- [BRIEF] Give the listing again character for character, but drop the images.

- [COLLECTED DATA]
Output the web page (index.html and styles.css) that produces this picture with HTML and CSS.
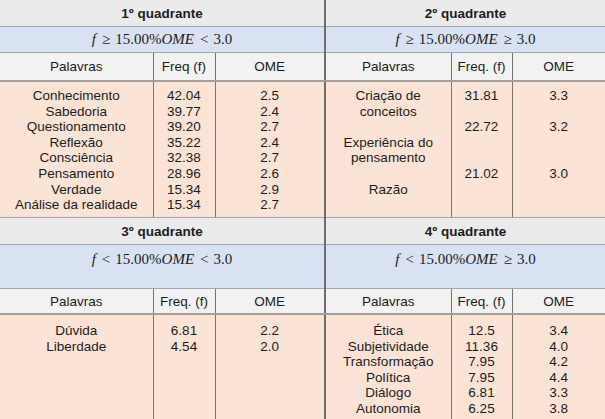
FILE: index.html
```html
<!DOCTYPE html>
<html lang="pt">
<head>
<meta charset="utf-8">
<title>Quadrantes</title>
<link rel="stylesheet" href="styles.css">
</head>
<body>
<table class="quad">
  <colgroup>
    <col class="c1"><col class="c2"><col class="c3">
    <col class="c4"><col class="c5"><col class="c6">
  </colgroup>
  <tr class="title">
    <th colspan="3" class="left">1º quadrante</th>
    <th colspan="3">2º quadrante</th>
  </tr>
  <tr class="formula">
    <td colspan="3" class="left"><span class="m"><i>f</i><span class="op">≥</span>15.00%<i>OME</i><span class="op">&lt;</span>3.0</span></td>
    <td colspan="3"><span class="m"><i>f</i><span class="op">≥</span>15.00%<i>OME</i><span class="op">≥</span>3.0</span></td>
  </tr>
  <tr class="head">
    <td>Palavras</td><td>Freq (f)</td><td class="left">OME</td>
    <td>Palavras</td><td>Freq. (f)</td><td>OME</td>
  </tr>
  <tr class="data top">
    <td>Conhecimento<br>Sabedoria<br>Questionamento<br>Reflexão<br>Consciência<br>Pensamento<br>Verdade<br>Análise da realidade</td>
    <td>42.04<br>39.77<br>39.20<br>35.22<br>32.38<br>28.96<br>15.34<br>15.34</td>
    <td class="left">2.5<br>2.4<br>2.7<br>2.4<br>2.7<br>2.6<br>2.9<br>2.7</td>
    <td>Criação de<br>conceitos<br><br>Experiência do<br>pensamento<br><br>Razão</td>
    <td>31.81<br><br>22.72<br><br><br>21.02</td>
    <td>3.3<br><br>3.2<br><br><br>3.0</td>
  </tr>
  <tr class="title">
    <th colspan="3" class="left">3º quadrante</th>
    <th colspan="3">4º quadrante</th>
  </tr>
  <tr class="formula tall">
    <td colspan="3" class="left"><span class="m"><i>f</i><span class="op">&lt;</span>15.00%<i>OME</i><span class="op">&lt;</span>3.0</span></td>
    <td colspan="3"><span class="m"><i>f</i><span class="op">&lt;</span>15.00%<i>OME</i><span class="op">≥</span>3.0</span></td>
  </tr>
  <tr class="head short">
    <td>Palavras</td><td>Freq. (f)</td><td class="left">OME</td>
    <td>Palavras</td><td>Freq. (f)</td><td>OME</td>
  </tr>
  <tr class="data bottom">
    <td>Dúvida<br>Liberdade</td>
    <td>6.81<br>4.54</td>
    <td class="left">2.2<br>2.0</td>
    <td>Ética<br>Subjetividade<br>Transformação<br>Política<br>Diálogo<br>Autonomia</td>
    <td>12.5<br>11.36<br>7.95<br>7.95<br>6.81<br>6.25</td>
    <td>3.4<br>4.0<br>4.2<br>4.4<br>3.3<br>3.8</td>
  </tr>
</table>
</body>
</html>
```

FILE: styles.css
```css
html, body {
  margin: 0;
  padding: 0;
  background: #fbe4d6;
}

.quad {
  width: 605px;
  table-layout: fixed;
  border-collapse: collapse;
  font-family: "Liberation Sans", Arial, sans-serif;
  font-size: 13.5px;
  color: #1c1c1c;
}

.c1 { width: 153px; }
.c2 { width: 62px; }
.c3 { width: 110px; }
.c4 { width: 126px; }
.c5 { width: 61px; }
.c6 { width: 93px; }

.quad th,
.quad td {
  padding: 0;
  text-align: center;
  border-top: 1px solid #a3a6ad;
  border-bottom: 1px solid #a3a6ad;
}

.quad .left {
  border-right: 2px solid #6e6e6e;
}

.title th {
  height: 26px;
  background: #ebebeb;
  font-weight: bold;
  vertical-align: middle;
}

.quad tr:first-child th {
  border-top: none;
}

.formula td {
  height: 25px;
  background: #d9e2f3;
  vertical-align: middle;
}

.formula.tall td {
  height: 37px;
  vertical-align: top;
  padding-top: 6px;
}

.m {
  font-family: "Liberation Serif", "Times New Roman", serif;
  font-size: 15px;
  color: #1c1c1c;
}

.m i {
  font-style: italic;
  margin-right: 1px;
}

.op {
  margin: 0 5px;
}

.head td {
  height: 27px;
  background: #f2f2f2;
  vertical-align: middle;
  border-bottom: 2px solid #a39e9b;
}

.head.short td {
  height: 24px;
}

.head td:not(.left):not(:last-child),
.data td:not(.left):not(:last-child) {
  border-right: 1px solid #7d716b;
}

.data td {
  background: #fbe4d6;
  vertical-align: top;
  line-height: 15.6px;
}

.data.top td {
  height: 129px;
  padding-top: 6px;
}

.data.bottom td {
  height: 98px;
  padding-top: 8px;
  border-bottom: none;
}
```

- [RESULT FOR THIS EXERCISE]
Output the web page (index.html and styles.css) that produces this picture with HTML and CSS.
FILE: index.html
```html
<!DOCTYPE html>
<html lang="pt">
<head>
<meta charset="utf-8">
<title>Quadrantes</title>
<link rel="stylesheet" href="styles.css">
</head>
<body>
<table class="quad">
  <colgroup>
    <col class="c1"><col class="c2"><col class="c3">
    <col class="c4"><col class="c5"><col class="c6">
  </colgroup>
  <tr class="title">
    <th colspan="3" class="left">1º quadrante</th>
    <th colspan="3">2º quadrante</th>
  </tr>
  <tr class="formula">
    <td colspan="3" class="left"><span class="m"><i>f</i><span class="op">≥</span>15.00%<i>OME</i><span class="op">&lt;</span>3.0</span></td>
    <td colspan="3"><span class="m"><i>f</i><span class="op">≥</span>15.00%<i>OME</i><span class="op">≥</span>3.0</span></td>
  </tr>
  <tr class="head">
    <td>Palavras</td><td>Freq (f)</td><td class="left">OME</td>
    <td>Palavras</td><td>Freq. (f)</td><td>OME</td>
  </tr>
  <tr class="data top">
    <td>Conhecimento<br>Sabedoria<br>Questionamento<br>Reflexão<br>Consciência<br>Pensamento<br>Verdade<br>Análise da realidade</td>
    <td>42.04<br>39.77<br>39.20<br>35.22<br>32.38<br>28.96<br>15.34<br>15.34</td>
    <td class="left">2.5<br>2.4<br>2.7<br>2.4<br>2.7<br>2.6<br>2.9<br>2.7</td>
    <td>Criação de<br>conceitos<br><br>Experiência do<br>pensamento<br><br>Razão</td>
    <td>31.81<br><br>22.72<br><br><br>21.02</td>
    <td>3.3<br><br>3.2<br><br><br>3.0</td>
  </tr>
  <tr class="title">
    <th colspan="3" class="left">3º quadrante</th>
    <th colspan="3">4º quadrante</th>
  </tr>
  <tr class="formula tall">
    <td colspan="3" class="left"><span class="m"><i>f</i><span class="op">&lt;</span>15.00%<i>OME</i><span class="op">&lt;</span>3.0</span></td>
    <td colspan="3"><span class="m"><i>f</i><span class="op">&lt;</span>15.00%<i>OME</i><span class="op">≥</span>3.0</span></td>
  </tr>
  <tr class="head short">
    <td>Palavras</td><td>Freq. (f)</td><td class="left">OME</td>
    <td>Palavras</td><td>Freq. (f)</td><td>OME</td>
  </tr>
  <tr class="data bottom">
    <td>Dúvida<br>Liberdade</td>
    <td>6.81<br>4.54</td>
    <td class="left">2.2<br>2.0</td>
    <td>Ética<br>Subjetividade<br>Transformação<br>Política<br>Diálogo<br>Autonomia</td>
    <td>12.5<br>11.36<br>7.95<br>7.95<br>6.81<br>6.25</td>
    <td>3.4<br>4.0<br>4.2<br>4.4<br>3.3<br>3.8</td>
  </tr>
</table>
</body>
</html>
```

FILE: styles.css
```css
html, body {
  margin: 0;
  padding: 0;
  background: #fbe4d6;
}

.quad {
  width: 605px;
  table-layout: fixed;
  border-collapse: collapse;
  font-family: "Liberation Sans", Arial, sans-serif;
  font-size: 13.5px;
  color: #1c1c1c;
}

.c1 { width: 153px; }
.c2 { width: 62px; }
.c3 { width: 110px; }
.c4 { width: 126px; }
.c5 { width: 61px; }
.c6 { width: 93px; }

.quad th,
.quad td {
  padding: 0;
  text-align: center;
  border-top: 1px solid #a3a6ad;
  border-bottom: 1px solid #a3a6ad;
}

.quad .left {
  border-right: 2px solid #6e6e6e;
}

.title th {
  height: 26px;
  background: #ebebeb;
  font-weight: bold;
  vertical-align: middle;
}

.quad tr:first-child th {
  border-top: none;
}

.formula td {
  height: 25px;
  background: #d9e2f3;
  vertical-align: middle;
}

.formula.tall td {
  height: 37px;
  vertical-align: top;
  padding-top: 6px;
}

.m {
  font-family: "Liberation Serif", "Times New Roman", serif;
  font-size: 15px;
  color: #1c1c1c;
}

.m i {
  font-style: italic;
  margin-right: 1px;
}

.op {
  margin: 0 5px;
}

.head td {
  height: 27px;
  background: #f2f2f2;
  vertical-align: middle;
  border-bottom: 2px solid #a39e9b;
}

.head.short td {
  height: 24px;
}

.head td:not(.left):not(:last-child),
.data td:not(.left):not(:last-child) {
  border-right: 1px solid #7d716b;
}

.data td {
  background: #fbe4d6;
  vertical-align: top;
  line-height: 15.6px;
}

.data.top td {
  height: 129px;
  padding-top: 6px;
}

.data.bottom td {
  height: 98px;
  padding-top: 8px;
  border-bottom: none;
}
```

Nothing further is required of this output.